Kübler-Ross (1969) a été une pionnière dans le travail sur le processus de deuil. Elle propose notamment les phases de déni, colère, négociation, dépression. [On peut discuter la pertinence de « phases » quand il s’agit d’un chemin, comme s’il y avait des tickets à poinçonner. Néanmoins, ça permet de penser le truc]. Dans le chemin du deuil, on trouve aussi, une fois ces premières phases digérées (ou plutôt en parallèle souvent), l’acceptation, la quête de sens.

Et un jour, j’ai entendu cette phrase : « Nos morts ne meurent jamais ». Je ne sais plus où je l’ai entendu. Peu importe, c’est le genre de phrases qui a vocation à appartenir au monde. J’aime profondément cette phrase « Nos morts ne meurent jamais ». Elle m’est à la fois douloureuse et douce. 

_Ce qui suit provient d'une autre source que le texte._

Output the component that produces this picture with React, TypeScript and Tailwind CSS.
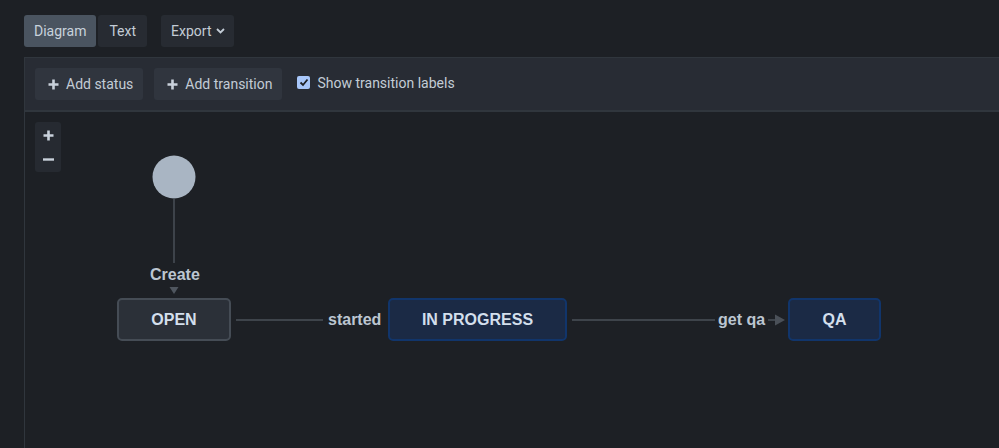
import { Fragment } from "react";

const font = { fontFamily: "Roboto, 'Liberation Sans', sans-serif" };

function Plus() {
    return (
        <svg width="11" height="11" viewBox="0 0 11 11" className="shrink-0">
            <path d="M5.5 0.5v10M0.5 5.5h10" stroke="#c9d1db" strokeWidth="2.6" />
        </svg>
    );
}

function Node({ label, x, w, active }: { label: string; x: number; w: number; active?: boolean }) {
    return (
        <div
            className={
                "absolute top-[186px] h-[43px] flex items-center justify-center rounded-[5px] border-2 text-[16px] font-bold text-[#d3dfec] " +
                (active ? "bg-[#1b2a45] border-[#11356b]" : "bg-[#2b3038] border-[#454c55]")
            }
            style={{ left: x, width: w, fontFamily: "'Liberation Sans', Arial, sans-serif" }}
        >
            {label}
        </div>
    );
}

export default function App() {
    return (
        <div className="w-[999px] h-[448px] bg-[#1d2025] overflow-hidden text-[#c3ccd6]" style={font}>
            <div className="flex pt-[15px] pl-[24px] h-[57px]">
                <div className="h-[32px] px-[10px] flex items-center rounded-[3px] bg-[#4a5460] text-[#c8d2dc] text-[14px]">Diagram</div>
                <div className="h-[32px] ml-[2px] px-[11px] flex items-center rounded-[3px] bg-[#272b32] text-[14px]">Text</div>
                <div className="h-[32px] ml-[14px] pl-[10px] pr-[9px] flex items-center gap-[4px] rounded-[3px] bg-[#272b32] text-[14px]">
                    Export
                    <svg width="9" height="6" viewBox="0 0 9 6">
                        <path d="M1 1l3.5 3.5L8 1" stroke="#c3ccd6" strokeWidth="1.8" fill="none" />
                    </svg>
                </div>
            </div>
            <div className="ml-[24px] border-l border-t border-[#30363d] h-[391px]">
                <div className="h-[54px] bg-[#282c34] border-b-2 border-[#30363d] flex items-center pl-[10px] gap-[11px] text-[14px]">
                    <div className="h-[32px] pl-[13px] pr-[10px] flex items-center gap-[7px] rounded-[3px] bg-[#30353e]">
                        <Plus />
                        <span>Add status</span>
                    </div>
                    <div className="h-[32px] pl-[13px] pr-[10px] flex items-center gap-[7px] rounded-[3px] bg-[#30353e]">
                        <Plus />
                        <span>Add transition</span>
                    </div>
                    <div className="flex items-center gap-[7px] ml-[4px] -mt-[2px]">
                        <div className="w-[13px] h-[13px] rounded-[2px] bg-[#a8c7fa] flex items-center justify-center -mt-[2px]">
                            <svg width="10" height="9" viewBox="0 0 10 9">
                                <path d="M1.5 4.5l2.5 2.5 4.5-5.5" stroke="#1d2025" strokeWidth="1.8" fill="none" />
                            </svg>
                        </div>
                        <span>Show transition labels</span>
                    </div>
                </div>
                <div className="relative h-[335px]">
                    <div className="absolute left-[10px] top-[10px] w-[26px] h-[50px] rounded-[3px] bg-[#262a31] flex flex-col items-center pt-[8px] gap-[17px]">
                        <Plus />
                        <svg width="11" height="3" viewBox="0 0 11 3">
                            <path d="M0 1.5h11" stroke="#c9d1db" strokeWidth="2.4" />
                        </svg>
                    </div>
                    <svg className="absolute left-0 top-0" width="975" height="335">
                        <circle cx="149" cy="65" r="21.5" fill="#a9b5c3" />
                        <path d="M149 86V151" stroke="#4f565f" strokeWidth="1.3" />
                        <path d="M144.5 175h9l-4.5 7z" fill="#4f565f" />
                        <path d="M211 208H298" stroke="#4a5058" strokeWidth="1.5" />
                        <path d="M547 208H690" stroke="#4a5058" strokeWidth="1.5" />
                        <path d="M743 208H752" stroke="#4a5058" strokeWidth="1.5" />
                        <path d="M750 202.5l10 5.5-10 5.5z" fill="#4a5058" />
                    </svg>
                    {[
                        { t: "Create", x: 125, y: 154 },
                        { t: "started", x: 303, y: 199 },
                        { t: "get qa", x: 693, y: 199 },
                    ].map((l) => (
                        <Fragment key={l.t}>
                            <div
                                className="absolute text-[16px] font-bold text-[#bcc6d1] leading-[18px]"
                                style={{ left: l.x, top: l.y, fontFamily: "'Liberation Sans', Arial, sans-serif" }}
                            >
                                {l.t}
                            </div>
                        </Fragment>
                    ))}
                    <Node label="OPEN" x={92} w={114} />
                    <Node label="IN PROGRESS" x={363} w={179} active />
                    <Node label="QA" x={763} w={93} active />
                </div>
            </div>
        </div>
    );
}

J’ai souvent entendu des gens (une fois quelques « phases » poinçonnées) dire que, parce qu’ils avaient vécu un deuil, ils accordaient aujourd’hui une importance particulière à des petites choses : un au revoir le matin, un arc-en-ciel, un sourire d’enfant, un regard dans la rue. Pour eux, les baisers prennent une saveur différente et la vie une coloration pleine et entière. Tout ce qui paraît anodin ne l’est plus lorsqu’on a ressenti un deuil au plus profond de son être. Lorsqu’on a vraiment pris le temps de « deuiller »[1] aussi (et Dieu sait que c’est compliqué dans notre société où l’on [se] doit [de] se remettre vite & bien puis retourner au boulot qui va nous changer les idées… mais je n’en parlerai pas ici)

Le fait d’avoir touché du cœur le caractère éphémère de la vie (d’une relation, d’un lieu) peut mettre face à quelque chose d’exceptionnel : La vie qui continue.

En cela, un deuil est précieux. Un deuil nourrit. Il fait de ceux « qui deuillent » des êtres nouveaux.  En cela, « Nos morts ne meurent jamais ». En cela, il n'est pas trop tard.

Alors oui, c’est vrai, je ne pourrai jamais renouer en paix et en amour avec ma patrie d’origine ou avec mon ancien partenaire. Je ne pourrai plus jamais dire « je t’aime » à mon frère, ma mère. Mais je peux choisir de dire ces mots à mon enfant, mon ami.e, ou tout autre. Je peux choisir d’aimer et savourer chaque moment dans cette nouvelle patrie, ou avec ce nouveau partenaire.  

Rien ni personne ne sera jamais remplacé, rien ni personne ne peut l’être. Mais « Nos morts ne meurent jamais ».

[1] Néologisme de « to mourn » en anglais. Je préfère (et merci à l'inspiration d'I. Padovani). Dans « faire son deuil », j’ai l’impression qu’il y a un truc « à faire »… or il n’y a rien « à faire » quand on deuille, hormis le vivre, c’est ce qui rend la chose si douloureuse.